Two kinds of meditation have been found to improve concentration: focused attention meditation and mindfulness meditation. Focused Attention meditation is probably what most Westerners think of as meditation, focusing on one thing (like the breath) and trying to keep out everything else. Mindfulness meditation is more relaxed, you are simply trying to really notice and keep track of what is happening inside your mind. Both types have been found to have positive effects on focus, so if Focused Attention meditation seems daunting you can instead work on Mindfulness meditation.
Why does meditation train concentration in general? A large part of concentration is applying your attention to something, which is exactly what meditation asks you to do. Having greater control of your attention gives you greater control over your concentration. Meditators will often talk about this as being mindful or responsive to your mental processes rather than just reacting thoughtlessly to what is happening in your environment and your head.
Meditation apps often have you focus on different things while you meditate - some times it might be on your breath, but other sessions might have you focus on the sounds around you or the feelings of your body. This helps train your attention's ability to attend to different things. Finally, a lot of meditation training ramps up the difficulty and duration of the meditation practice, which may be helpful in training your concentration.
One big caveat, most of the research that's been done on meditation and concentration has been with interested participants who have dedicated a substantial amount of time to it, including going away on meditation retreats. A relatively recent study found slight improvement on a reading test (though not statistically significant) after one 10-minute meditation session with new meditators. Triangulating between the research that has been done, there is good reason to expect cognitive benefits from a regular mediation practice, even if it's just 10 minutes a day, though that exact question still needs to be studied.
One more way to build focus on anything
The last way to build concentration on any task is to simply work more and concentrate more on that specific task. Bill Gates focused a lot on computer programming in his teens and twenties, so got very good at focusing on it. Warren Buffett spent a lot of time focusing on reading business' financial documents, so got very good at focusing on that. Whatever it is that is most important to your success, focusing on it will help you focus on it more.

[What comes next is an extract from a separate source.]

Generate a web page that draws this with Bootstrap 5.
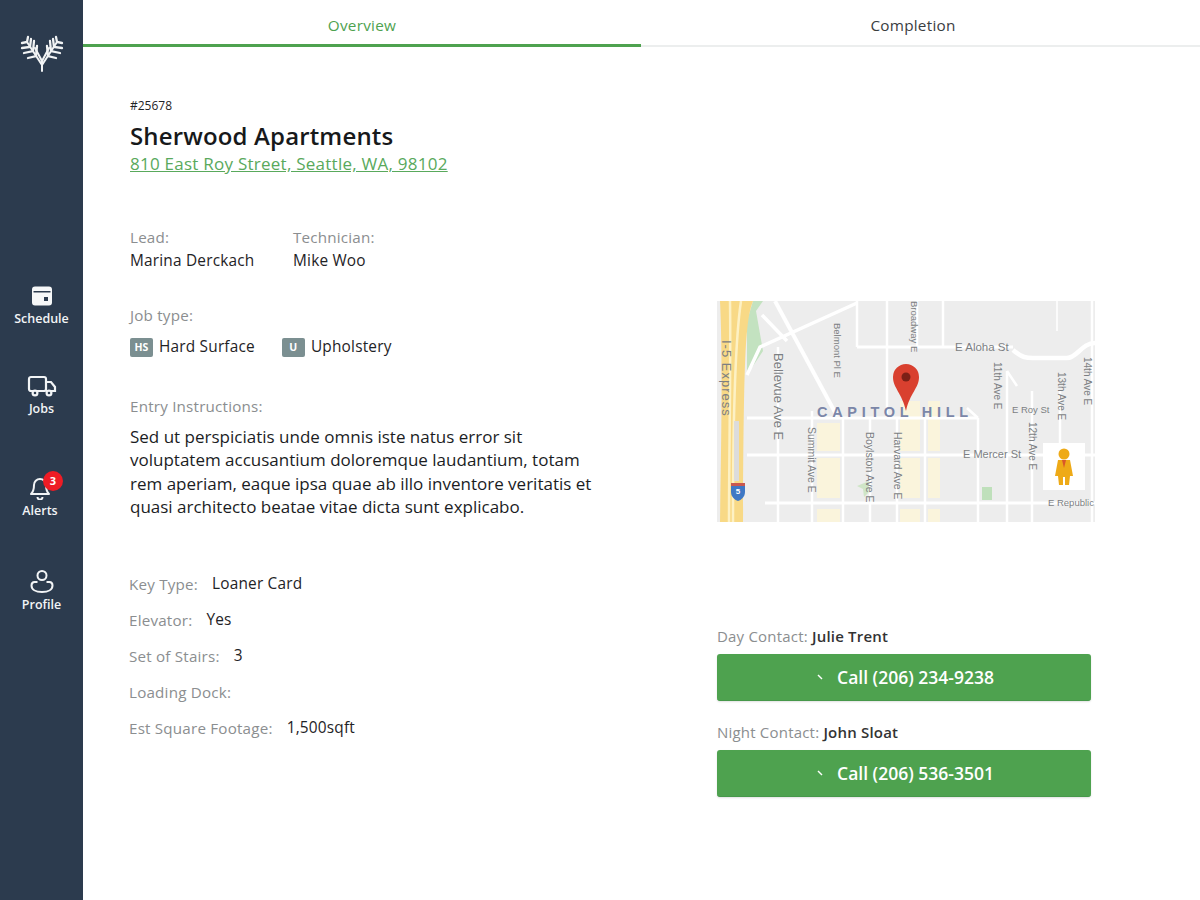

People who are new to the violin don't get much benefit practicing more than one hour a day, but expert violinists can practice up to four hours a day (cut into two two-hour chunks). Even if you don't feel like your are making enough progress on a task remind yourself that the work you are putting in now will help you put more work into it in the future (and better work to boot).
You can improve your concentration and focus. Investing in your physical fitness and in a meditation practice can help a lot (and have tons of other benefits). And even those times you work and work at something and none of it seems to have gone right, you can remind yourself you got a little bit better at concentrating on that task, even if nothing else went the way you wanted.